Mr. Foreman prepared for me a comprehensive statement of conditions in Oklahoma. It is the best presentation of the subject that I have seen and I herewith include it, in the following eight pages.
“The lands of the Indians were allotted to them with restrictions against alienation or encumbrance. The Creek land was restricted to August 8, 1907; the Choctaw and Chickasaw lands could be sold one-fourth in one year, one-fourth in three years and the remainder in five years from date of patent. The Cherokee land could not be sold for five years. Out of each allotment a homestead was reserved, which under the law allotting it, could not be sold or taxed for twenty-one years. This was a condition agreed to by the Government in order to get the Indians to consent to the allotment of their lands. The Creek, Seminole and Cherokee homestead was 40 acres and the Choctaw and Chickasaw 160 acres. Directly after the allotting began, a great clamor went up from the white people to Congress to remove the restrictions on the sale of a part of the lands allotted. In response to this demand, on April 21, 1904, an act was passed removing the restrictions against the sale of the lands except homesteads of the adult members of the Five Civilized Tribes not of Indian blood, which included mainly freedmen citizens of the tribes and affected 1,500,000 acres of land.
“In the next month, May, 1904, President Roosevelt commissioned Mr. M. L. Mott of North Carolina to act as National Attorney for the Creek Tribe of Indians. This appointment was important to the Indians of the Five Civilized Tribes, for Mr. Mott took a deep interest in their condition and became a forceful advocate for them; he was instrumental in impressing enactments upon the Federal statutes and securing from the Supreme Court constructions of the statutes that are essential to the Indians’ welfare and that will secure to them their property rights for many years beyond the time allotted by local consent.
“Soon after Mr. Mott assumed his duties he observed that a large part of the land made salable by the Act of April 21, 1904, almost immediately had passed into the hands of white people and the grossly inadequate consideration received by the allottees had been wasted. This was food for serious thought.

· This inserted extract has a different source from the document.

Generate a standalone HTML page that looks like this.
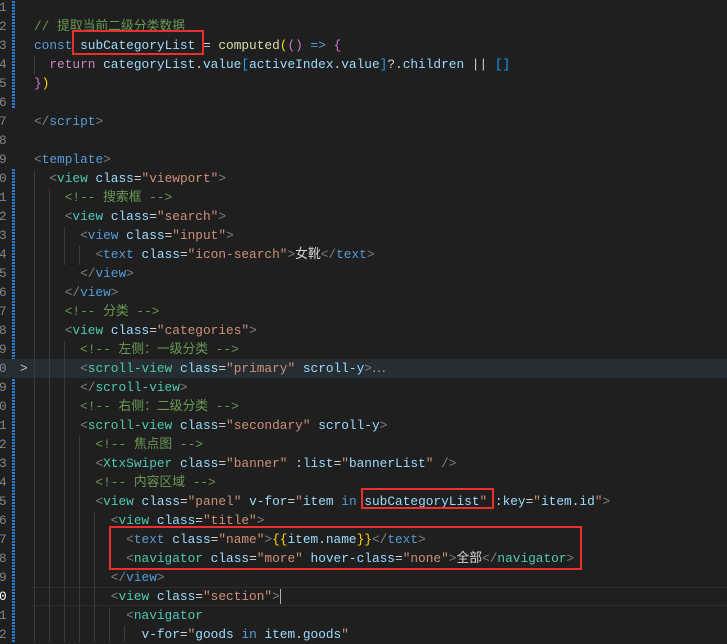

“In response to a popular demand Congress had removed the restriction against sale three years before the land was to become alienable according to the agreements under which it was allotted. The land and money had been frittered away. Under the law, all restrictions on the sale of all lands of full-bloods and mixed-bloods, except homesteads, of the Creeks, Cherokees, Choctaws, and Chickasaws were to expire by limitation within three or four years. In the light of the experience under the Act of April 21, 1904, it was not difficult to foretell what would happen when these restrictions expired under the impending statehood regime.
“To avert the calamity threatening the Indians, Mr. Mott bent all of his energies to securing an amendment of the law, extending the restrictions against the sale of all Indians’ land. In the face of strong opposition he failed to secure an extension as to mixed-bloods, but Congress was prevailed upon to pass a measure extending until 1931 the restrictions against the sale of all lands of full-blood Indians except under the supervision of the Secretary of the Interior. This was part of an act of April 26, 1906, entitled ‘An Act for the final disposition of the affairs of the Five Civilized Tribes in the Indian Territory, and for other purposes,’ which was framed to adjust conditions for the inauguration of the new State of Oklahoma, then practically assured.
“The section of the Act extending restrictions was known as the McCumber amendment. In urging its passage Senator McCumber read to the Senate an argument by Mr. Mott in which he made the statement that within thirty days after the Act of April 21, 1904, became effective, not ten per cent of the land made salable by that act remained in the hands of the allottees, and within sixty days not ten per cent of the allottees who had sold possessed a dollar to show for the heritage so improvidently disposed of. Senator McCumber and Senator Teller expressed doubt of the constitutionality of the amendment, but impressed by the necessities of the situation solved the doubt in favor of the Indians by voting for its enactment. The wisdom of this measure was vindicated and its constitutionality was established by the United States Supreme Court on May 15, 1911, in the Marchie Tiger case, reported in 221 U. S. Supreme Court Reports, page 738.
“This suit grew out of the fact that after August 8, 1907, conveyances were taken from full-blood Creek Indians on the theory that the McCumber amendment could not prevent it, in that Congress had not the power and had not intended to extend the restrictions to land so purchased. On the advice of Mr. Mott the Council of the Creek Nation made an appropriation for the purpose of testing this contention and authorized the employment of Mr. W. L. Sturdevant of St. Louis, who was retained by Mr. Mott, with the concurrence of the Interior Department, to aid in establishing in the courts the binding force of the McCumber amendment.